Party Secretary of Hubei
- In office January 1983 – December 1994
- Preceded by: Chen Pixian
- Succeeded by: Jia Zhijie

Personal details
- Born: December 1931 Muling, Heilongjiang, China
- Died: 16 April 2016 (aged 84) Wuhan, Hubei, China
- Party: Chinese Communist Party
- Alma mater: Hubei University

= Guan Guangfu =

Chinese politician (1931–2016)

Guan Guangfu (关广富; December 1931 – 16 April 2016) was a Chinese politician of Manchu ethnicity. He served as Chinese Communist Party Committee Secretary of Hubei province from 1983 to 1994.

==Biography==
Guan was born in December 1931 in Muling, Heilongjiang Province in northeast China. He was a Manchu. He joined the Chinese Communist Party (CCP) in July 1948.

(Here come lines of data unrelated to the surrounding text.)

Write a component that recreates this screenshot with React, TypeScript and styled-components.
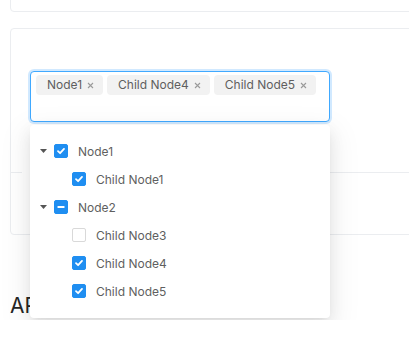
import React from "react";
import styled, { createGlobalStyle } from "styled-components";

const GlobalStyle = createGlobalStyle`
  html, body {
    margin: 0;
    padding: 0;
    background: #ffffff;
    overflow: hidden;
  }
  body {
    font-family: Inter, "Noto Sans", "Liberation Sans", sans-serif;
    -webkit-font-smoothing: antialiased;
  }
`;

const Page = styled.div`
  margin-top: -40px;
  padding-left: 10px;
  overflow: hidden;
`;

const Card = styled.section<{ $height?: number }>`
  position: relative;
  box-sizing: border-box;
  margin-right: -12px;
  border: 1px solid #ebedf0;
  border-radius: 4px;
  ${(p) => (p.$height ? `height: ${p.$height}px;` : "")}
  & + & {
    margin-top: 16px;
  }
`;

const Demo = styled.div`
  padding: 42px 24px 50px 19px;
`;

const SelectWrap = styled.div`
  position: relative;
  width: 300px;
`;

const SelectBox = styled.div`
  box-sizing: border-box;
  height: 51px;
  border: 1px solid #40a9ff;
  border-radius: 4px;
  box-shadow: 0 0 0 2px rgba(24, 144, 255, 0.2);
  padding: 3px 5px;
  display: flex;
  flex-direction: column;
  gap: 4px;
  background: #fff;
`;

const TagRow = styled.div`
  display: flex;
  gap: 4px;
`;

const Tag = styled.span`
  display: inline-flex;
  align-items: center;
  height: 20px;
  padding: 0 9px 0 11px;
  border-radius: 4px;
  background: #f2f2f2;
  color: #5f5f5f;
  font-size: 12px;
  line-height: 20px;
`;

const TagClose = styled.svg`
  margin-left: 5px;
  width: 7px;
  height: 7px;
`;

const SearchLine = styled.div`
  height: 19px;
`;

const Dropdown = styled.div`
  position: absolute;
  top: 54px;
  left: 0;
  width: 300px;
  box-sizing: border-box;
  padding: 12px 4px 13px 4px;
  background: #fff;
  border-radius: 4px;
  box-shadow: 0 3px 6px -4px rgba(0, 0, 0, 0.12),
    0 6px 16px 0 rgba(0, 0, 0, 0.08), 0 9px 28px 8px rgba(0, 0, 0, 0.05);
  z-index: 10;
`;

const Row = styled.div<{ $level: number }>`
  display: flex;
  align-items: center;
  height: 28px;
  padding-left: ${(p) => p.$level * 18}px;
`;

const Switcher = styled.span`
  width: 18px;
  height: 28px;
  display: flex;
  align-items: center;
  justify-content: center;
  flex-shrink: 0;
`;

const Box = styled.span<{ $on: boolean }>`
  box-sizing: border-box;
  margin-left: 2px;
  width: 14px;
  height: 14px;
  border-radius: 2px;
  display: flex;
  align-items: center;
  justify-content: center;
  flex-shrink: 0;
  background: ${(p) => (p.$on ? "#1f8ef1" : "#fff")};
  border: 1px solid ${(p) => (p.$on ? "#1f8ef1" : "#d9d9d9")};
`;

const Label = styled.span`
  margin-left: 10px;
  font-size: 12px;
  color: #5f5f5f;
  white-space: nowrap;
`;

const Meta = styled.div`
  position: relative;
  height: 61px;
  border-top: 1px solid #ebedf0;
`;

const MetaTitle = styled.span`
  position: absolute;
  top: -10px;
  left: 11px;
  padding: 1px 8px;
  background: #fff;
  font-size: 12px;
  color: #262626;
`;

const Heading = styled.h2`
  margin: 56px 0 0 0;
  font-size: 21px;
  line-height: 1.4;
  font-weight: 400;
  color: #262626;
`;

type State = "checked" | "half" | "none";

const Check = ({ state }: { state: State }) => (
  <Box $on={state !== "none"}>
    {state === "checked" && (
      <svg width="10" height="10" viewBox="0 0 10 10">
        <path
          d="M2 5.2 L4.1 7.2 L8 2.9"
          fill="none"
          stroke="#fff"
          strokeWidth="1.8"
          strokeLinecap="round"
          strokeLinejoin="round"
        />
      </svg>
    )}
    {state === "half" && (
      <svg width="10" height="10" viewBox="0 0 10 10">
        <rect x="1.5" y="4" width="7" height="2" fill="#fff" rx="0.5" />
      </svg>
    )}
  </Box>
);

const Caret = () => (
  <svg width="7" height="4" viewBox="0 0 7 4">
    <path d="M0 0 H7 L3.5 4 Z" fill="#555" />
  </svg>
);

const nodes: { label: string; level: number; state: State; parent: boolean }[] = [
  { label: "Node1", level: 0, state: "checked", parent: true },
  { label: "Child Node1", level: 1, state: "checked", parent: false },
  { label: "Node2", level: 0, state: "half", parent: true },
  { label: "Child Node3", level: 1, state: "none", parent: false },
  { label: "Child Node4", level: 1, state: "checked", parent: false },
  { label: "Child Node5", level: 1, state: "checked", parent: false },
];

const tags = ["Node1", "Child Node4", "Child Node5"];

export default function App() {
  return (
    <>
      <GlobalStyle />
      <Page>
        <Card $height={52} />
        <Card>
          <Demo>
            <SelectWrap>
              <SelectBox>
                <TagRow>
                  {tags.map((t) => (
                    <Tag key={t}>
                      {t}
                      <TagClose viewBox="0 0 7 7">
                        <path
                          d="M1 1 L6 6 M6 1 L1 6"
                          stroke="#9a9a9a"
                          strokeWidth="1.1"
                        />
                      </TagClose>
                    </Tag>
                  ))}
                </TagRow>
                <SearchLine />
              </SelectBox>
              <Dropdown>
                {nodes.map((n) => (
                  <Row key={n.label} $level={n.level}>
                    <Switcher>{n.parent && <Caret />}</Switcher>
                    <Check state={n.state} />
                    <Label>{n.label}</Label>
                  </Row>
                ))}
              </Dropdown>
            </SelectWrap>
          </Demo>
          <Meta>
            <MetaTitle>多选</MetaTitle>
          </Meta>
        </Card>
        <Heading>API</Heading>
      </Page>
    </>
  );
}
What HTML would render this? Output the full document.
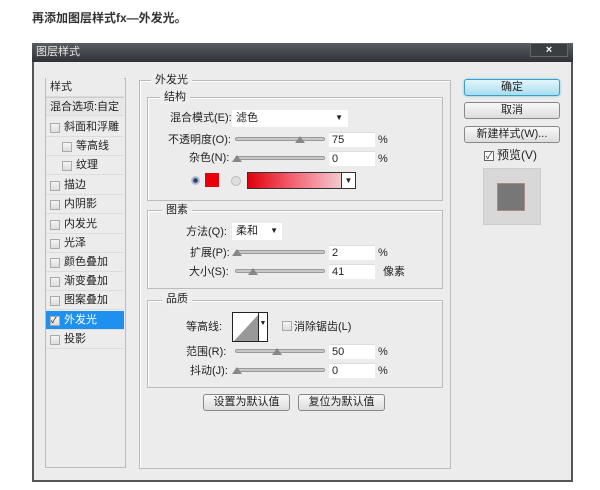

From 1947 to 1949 Guan worked as an accountant in Muling. In 1949, he was transferred to Hubei Province in central China, working in the provincial finance department. In 1964 he acquired a degree in finance from Hubei University through correspondence learning. In 1973 he became Vice President of the Hubei Branch of the People's Bank of China, and was promoted to President in 1978.

In January 1983, Guan became CCP Committee Secretary of Hubei, and held that position until December 1994. During his tenure, he disagreed with Governor Guo Zhenqian and his successor Guo Shuyan, over the ambitious "Rising Abruptly" strategy, which aimed to dramatically increase the province's economic output. As a result, both governors ended their terms prematurely and left the provincial government.

From 1993 to 2002, Guan served as Chairman of the Hubei Provincial People's Congress. He was a member of the 12th, 13th, and 14th Central Committees of the CCP, serving from 1985 to 1997.

After retiring from politics Guan focused on painting, and was interviewed in his studio by Xinhua News Agency in 2010. He said he was especially fond of Shennongjia, and was proud of his policies protecting the nature reserve. He died in Wuhan on 16 April 2016.